GIVEN INFORMATION start

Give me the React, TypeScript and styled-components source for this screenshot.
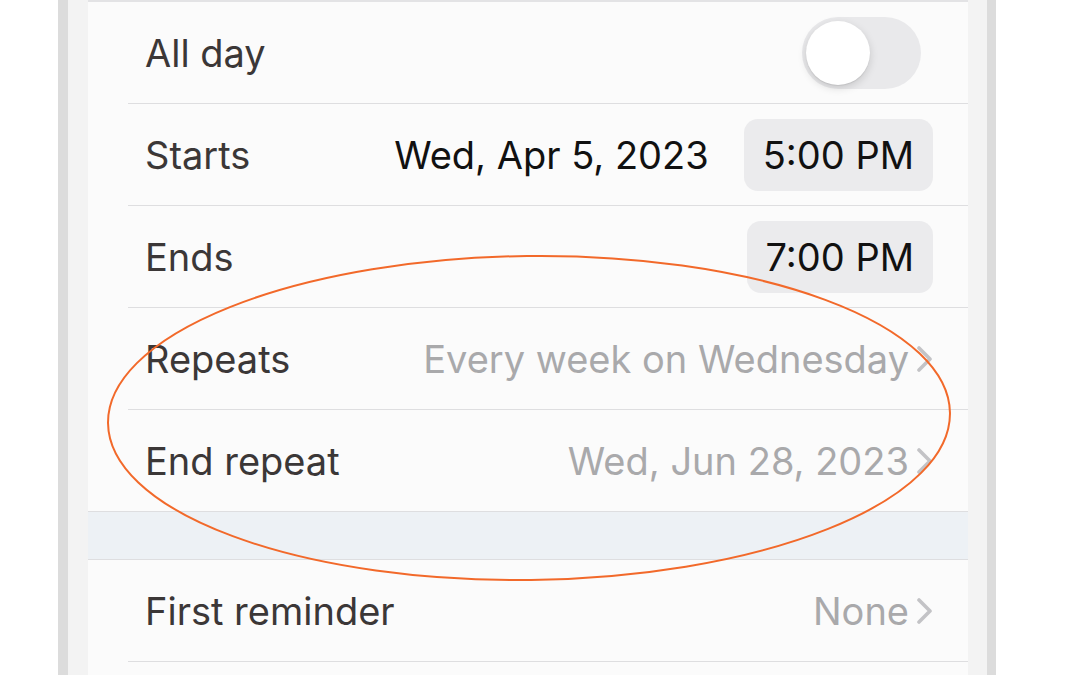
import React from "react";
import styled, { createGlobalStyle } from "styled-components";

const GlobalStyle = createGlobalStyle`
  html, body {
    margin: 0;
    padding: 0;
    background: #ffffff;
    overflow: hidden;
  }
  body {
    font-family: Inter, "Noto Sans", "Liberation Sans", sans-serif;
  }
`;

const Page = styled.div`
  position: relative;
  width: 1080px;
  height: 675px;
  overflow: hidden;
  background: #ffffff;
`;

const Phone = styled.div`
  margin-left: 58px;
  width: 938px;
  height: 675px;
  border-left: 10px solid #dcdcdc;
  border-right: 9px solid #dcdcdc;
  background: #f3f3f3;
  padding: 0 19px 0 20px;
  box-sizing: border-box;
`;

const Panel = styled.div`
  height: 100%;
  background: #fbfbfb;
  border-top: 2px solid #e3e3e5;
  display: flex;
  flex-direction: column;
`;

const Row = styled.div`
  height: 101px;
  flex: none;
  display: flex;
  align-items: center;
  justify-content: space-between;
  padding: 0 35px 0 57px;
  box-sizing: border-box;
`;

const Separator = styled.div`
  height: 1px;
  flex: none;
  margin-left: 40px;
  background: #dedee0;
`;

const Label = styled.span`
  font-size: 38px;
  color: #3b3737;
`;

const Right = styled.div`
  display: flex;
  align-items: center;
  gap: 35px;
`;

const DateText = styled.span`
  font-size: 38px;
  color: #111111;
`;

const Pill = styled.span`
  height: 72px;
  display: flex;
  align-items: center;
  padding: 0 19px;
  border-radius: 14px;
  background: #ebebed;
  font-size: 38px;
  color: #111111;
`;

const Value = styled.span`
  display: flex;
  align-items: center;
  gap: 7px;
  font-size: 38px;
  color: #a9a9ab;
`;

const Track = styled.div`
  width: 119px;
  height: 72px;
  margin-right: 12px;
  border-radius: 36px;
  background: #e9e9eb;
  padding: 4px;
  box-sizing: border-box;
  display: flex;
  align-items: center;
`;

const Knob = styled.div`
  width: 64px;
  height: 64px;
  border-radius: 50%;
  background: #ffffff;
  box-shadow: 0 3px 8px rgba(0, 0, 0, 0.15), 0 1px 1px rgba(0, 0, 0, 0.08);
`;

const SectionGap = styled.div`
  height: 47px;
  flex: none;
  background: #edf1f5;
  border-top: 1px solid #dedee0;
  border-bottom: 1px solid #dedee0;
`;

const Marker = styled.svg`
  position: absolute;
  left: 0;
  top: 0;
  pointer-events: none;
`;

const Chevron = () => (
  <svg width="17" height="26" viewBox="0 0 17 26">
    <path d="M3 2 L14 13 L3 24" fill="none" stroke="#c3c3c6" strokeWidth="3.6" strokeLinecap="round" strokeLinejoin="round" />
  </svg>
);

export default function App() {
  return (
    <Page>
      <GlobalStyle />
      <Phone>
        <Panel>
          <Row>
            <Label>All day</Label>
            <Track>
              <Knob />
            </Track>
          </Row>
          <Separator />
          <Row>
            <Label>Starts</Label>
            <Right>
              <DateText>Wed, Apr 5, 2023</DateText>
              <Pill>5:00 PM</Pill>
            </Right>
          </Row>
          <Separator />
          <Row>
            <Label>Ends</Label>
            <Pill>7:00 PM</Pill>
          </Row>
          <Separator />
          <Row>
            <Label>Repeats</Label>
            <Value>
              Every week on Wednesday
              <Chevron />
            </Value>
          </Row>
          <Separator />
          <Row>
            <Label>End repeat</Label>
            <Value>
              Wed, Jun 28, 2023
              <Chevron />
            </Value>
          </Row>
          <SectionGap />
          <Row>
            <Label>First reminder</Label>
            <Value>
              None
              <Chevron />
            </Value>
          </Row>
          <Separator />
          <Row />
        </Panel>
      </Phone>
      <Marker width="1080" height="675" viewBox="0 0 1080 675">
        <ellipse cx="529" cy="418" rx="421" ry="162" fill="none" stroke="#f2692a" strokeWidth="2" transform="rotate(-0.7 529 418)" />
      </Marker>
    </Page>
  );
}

GIVEN INFORMATION end

▸ SET EXERCISE: Copy the data word for word. Pictures do not go in the copy.

▸ RESULT OF THE EXERCISE:
Give me the React, TypeScript and styled-components source for this screenshot.
import React from "react";
import styled, { createGlobalStyle } from "styled-components";

const GlobalStyle = createGlobalStyle`
  html, body {
    margin: 0;
    padding: 0;
    background: #ffffff;
    overflow: hidden;
  }
  body {
    font-family: Inter, "Noto Sans", "Liberation Sans", sans-serif;
  }
`;

const Page = styled.div`
  position: relative;
  width: 1080px;
  height: 675px;
  overflow: hidden;
  background: #ffffff;
`;

const Phone = styled.div`
  margin-left: 58px;
  width: 938px;
  height: 675px;
  border-left: 10px solid #dcdcdc;
  border-right: 9px solid #dcdcdc;
  background: #f3f3f3;
  padding: 0 19px 0 20px;
  box-sizing: border-box;
`;

const Panel = styled.div`
  height: 100%;
  background: #fbfbfb;
  border-top: 2px solid #e3e3e5;
  display: flex;
  flex-direction: column;
`;

const Row = styled.div`
  height: 101px;
  flex: none;
  display: flex;
  align-items: center;
  justify-content: space-between;
  padding: 0 35px 0 57px;
  box-sizing: border-box;
`;

const Separator = styled.div`
  height: 1px;
  flex: none;
  margin-left: 40px;
  background: #dedee0;
`;

const Label = styled.span`
  font-size: 38px;
  color: #3b3737;
`;

const Right = styled.div`
  display: flex;
  align-items: center;
  gap: 35px;
`;

const DateText = styled.span`
  font-size: 38px;
  color: #111111;
`;

const Pill = styled.span`
  height: 72px;
  display: flex;
  align-items: center;
  padding: 0 19px;
  border-radius: 14px;
  background: #ebebed;
  font-size: 38px;
  color: #111111;
`;

const Value = styled.span`
  display: flex;
  align-items: center;
  gap: 7px;
  font-size: 38px;
  color: #a9a9ab;
`;

const Track = styled.div`
  width: 119px;
  height: 72px;
  margin-right: 12px;
  border-radius: 36px;
  background: #e9e9eb;
  padding: 4px;
  box-sizing: border-box;
  display: flex;
  align-items: center;
`;

const Knob = styled.div`
  width: 64px;
  height: 64px;
  border-radius: 50%;
  background: #ffffff;
  box-shadow: 0 3px 8px rgba(0, 0, 0, 0.15), 0 1px 1px rgba(0, 0, 0, 0.08);
`;

const SectionGap = styled.div`
  height: 47px;
  flex: none;
  background: #edf1f5;
  border-top: 1px solid #dedee0;
  border-bottom: 1px solid #dedee0;
`;

const Marker = styled.svg`
  position: absolute;
  left: 0;
  top: 0;
  pointer-events: none;
`;

const Chevron = () => (
  <svg width="17" height="26" viewBox="0 0 17 26">
    <path d="M3 2 L14 13 L3 24" fill="none" stroke="#c3c3c6" strokeWidth="3.6" strokeLinecap="round" strokeLinejoin="round" />
  </svg>
);

export default function App() {
  return (
    <Page>
      <GlobalStyle />
      <Phone>
        <Panel>
          <Row>
            <Label>All day</Label>
            <Track>
              <Knob />
            </Track>
          </Row>
          <Separator />
          <Row>
            <Label>Starts</Label>
            <Right>
              <DateText>Wed, Apr 5, 2023</DateText>
              <Pill>5:00 PM</Pill>
            </Right>
          </Row>
          <Separator />
          <Row>
            <Label>Ends</Label>
            <Pill>7:00 PM</Pill>
          </Row>
          <Separator />
          <Row>
            <Label>Repeats</Label>
            <Value>
              Every week on Wednesday
              <Chevron />
            </Value>
          </Row>
          <Separator />
          <Row>
            <Label>End repeat</Label>
            <Value>
              Wed, Jun 28, 2023
              <Chevron />
            </Value>
          </Row>
          <SectionGap />
          <Row>
            <Label>First reminder</Label>
            <Value>
              None
              <Chevron />
            </Value>
          </Row>
          <Separator />
          <Row />
        </Panel>
      </Phone>
      <Marker width="1080" height="675" viewBox="0 0 1080 675">
        <ellipse cx="529" cy="418" rx="421" ry="162" fill="none" stroke="#f2692a" strokeWidth="2" transform="rotate(-0.7 529 418)" />
      </Marker>
    </Page>
  );
}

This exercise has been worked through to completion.